Philip Guston navigated through four distinct idioms in a career that spanned fifty years. Like others of his generation who came to be known as Abstract Expressionists, Guston was inspired by the muralists Orozco, Siqueiros, and Rivera. He produced his earliest works in this format, and was part of the New Deal WPA Art Project. The shift to easel painting took place in the realm of Social Realism, a logical segue from the deeply political arena of the mural. From there to abstraction was a more complicated transition, but one which earned Guston a reputation among the finest painters of that moment. Clement Greenberg identified Guston, alongside Gorky, as personifying the "romantic idea of the artist" (R. Storr, Philip Guston, Abbeville Press, 1986, p. 83). Finally, after a two-year period of relative isolation between 1966 and 1968, Guston emerged with a body of figurative paintings based on a comics idiom, and constituting one of the great late styles of the twentieth-century

The Conversation of 1978, a fine example of the complexity of the late figurative style, includes many of the emblems of Guston's ongoing formal experimentation. The suffocating cloud of grey, black and blue, punctuated by the figure's blood-shot physiognomy echoes Guston's abstract palette of the 1950s. The facture also displays Guston's atmospheric layering of pigment, creating a sense of spatial definition and formal drama. By the time he returned to figuration, Guston had perfected a delicate dance of figural allusion, with a ground tapering off at the edges while sharply drawn forms in heavy pigment cluster in the middle. The smoker was always closer than we thought.

Guston admits that there is self-representation in the late work, from the Klansman to the overcoat to the insomniac: "There is nothing to do now but paint my life" (P. Guston, 1972 quoted in Modern Art Museum of Fort Worth, Philip Guston Retrospective, exh. cat., 2003, p. 63). The eye in the smoker is Guston's own self-image, his cyclopic vision influenced by a slow nicotine burn. The imagery evokes addiction and obsession, banality and boredom. And everywhere Guston implicates himself, revels in the impurity. Art becomes art-for-life's sake.
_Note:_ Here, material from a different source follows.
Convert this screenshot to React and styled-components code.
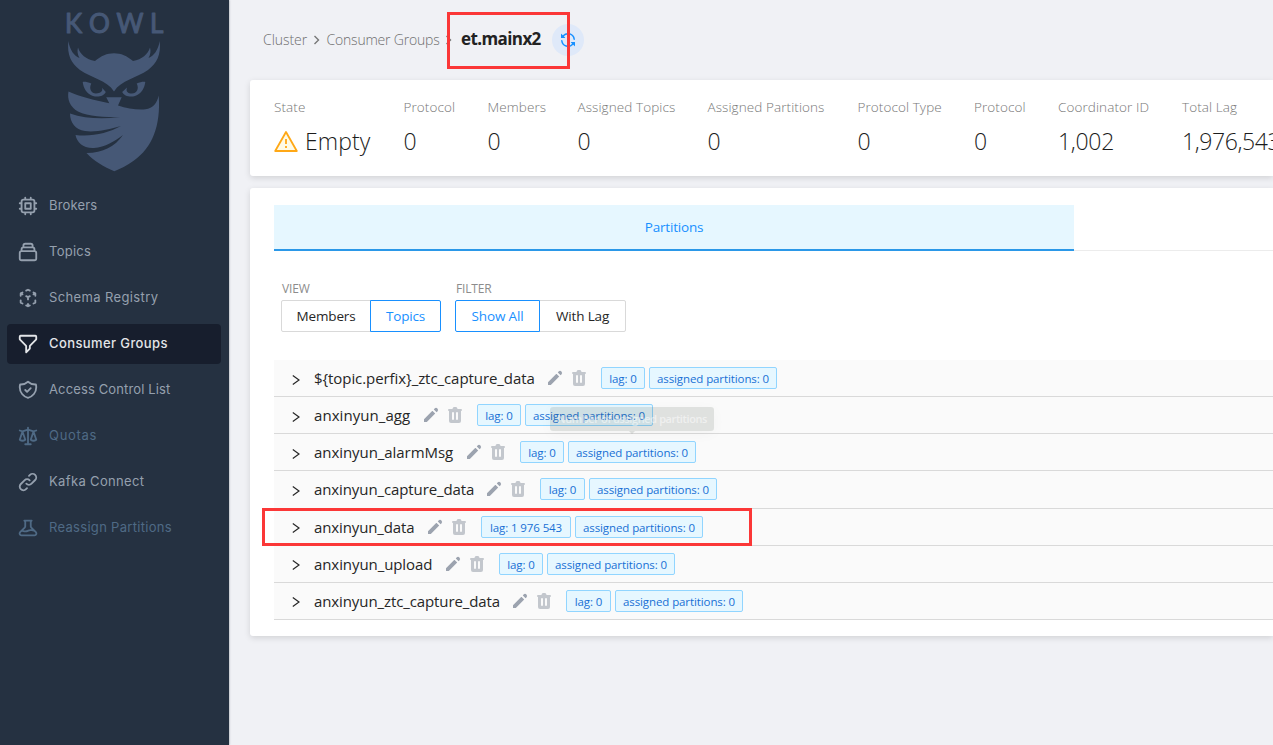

There is also humor, but of an unexpected, off-beat sort. A Conversation with whom, and about what? Guston once mused about his late paintings: "When I show these, people laugh and I always wonder what laughter is. I suppose Baudelaire's definition is still valid, it's the collision of two contradictory feelings" (P. Guston, quoted in Storr, Ibid.,. p. 54). It is a nervous laugh at first, like lighting a cigarette then realizing that you've still got one burning in the ashtray. But it grows into something more expansive when you recognize that Guston's mischief is a matter of freedom from orthodoxy, purity, and pedantics. Laughter, to paraphrase Mikhail Bakhtin, is freedom from fear.

Guston's late paintings, with their outsized scale, garish palette and deep mystery, were received with mixed reviews, but are now seen as masterpieces, not only because of what they departed from, but for where they led. Painters as different as Susan Rothenberg and Elizabeth Murray acknowledge their debt to Guston. In 1965, just before he would abandon abstraction, Guston wrote: "To paint is always to start at the beginning again, yet being unable to avoid the familiar arguments about what you see yourself painting. The canvas you are working on modifies the previous ones in an unending baffling chain which never seems to finish" (P. Guston, "Faith, Hope and Impossibility" in Ibid., p. 93). Each of Guston's previous modes feeds the late work, which is rich with history and memory. The Conversation was in part Guston talking to himself, but apparently others were listening.